There was a great German photographer, August Sander. I used his work as an intellectual framework. He photographed German people in the 1930s. And each portrait was fabulous, but the entire collection really gave you an understanding of what the German culture was like. So I was using that as a framework even though I was confined to a studio. But in some ways, having confinement makes you distill what you’re doing even better. It lays down some rules you follow, which actually give you greater freedom.

I worked with a Polaroid that had a negative as well. People didn’t really understand that. Even the technical people didn’t understand it. Polaroid never really perfected it, but I understood how to make the negatives work. They were so delicate that they would almost destroy themselves. And preserving them so that you actually had the negative was the hard part. And I figured out how to handle them so they were usable. I’d worked with it for a couple of years before I went to Russia and experimented with doing street portraits in New York City.
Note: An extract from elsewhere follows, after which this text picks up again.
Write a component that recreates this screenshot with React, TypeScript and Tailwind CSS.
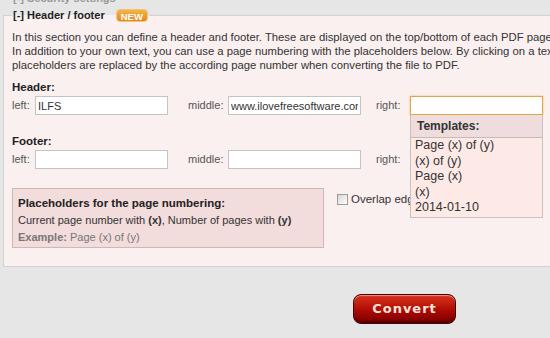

There was a big crowd watching me all the time in Novosibirsk. I had easily several hundred people at any given moment wanting to be photographed. Sometimes people would come back day after day wanting me to choose them. I learned to hold up the Polaroid after each new picture, and the crowd would pass judgment on the image telling me if I had good representation. They would chant, “Khorosho!” (“Good!”) or “Nyet! “ (“No!)
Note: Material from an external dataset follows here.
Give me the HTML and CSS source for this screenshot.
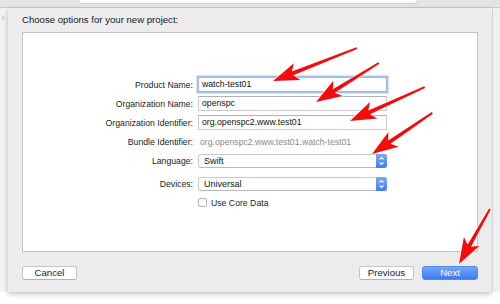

I didn’t really know where I was going with it. But I was working every day. I was doing maybe about 30-40 portraits a day, and I was also trying to entertain the crowd. That was my job – to show an American photographer at work. John Beyrle, who was a guide on the exhibit and later became an ambassador to Russia, said recently: “We all knew that Nathan was doing something very different than the other photographers who traveled with the exhibit to other cities.”

My take on things is very personal. And some of these photographs are so personal.

Picking people out to be photographed was partly instinct. I was trying to choose what I felt was a cross-section.

One day, several party chiefs came to see the show [pictured in the masthead of this article]. And I said to the American guy who was the head of the show: You gotta get these guys in my studio. And I took several pictures and I handed each one a Polaroid to take home.

One of the really surprising things was how many really attractive women there were. Or that they were somewhat fashionable even. In the West we really didn’t understand that. The American impression of the communist world was that it was very strict, very rigid, and boring. I remember, sometimes, I would choose another beautiful woman, and the crowd would say – it would be translated to me – “That’s all he chooses, beautiful women. Forget it, you’re never gonna get chosen.”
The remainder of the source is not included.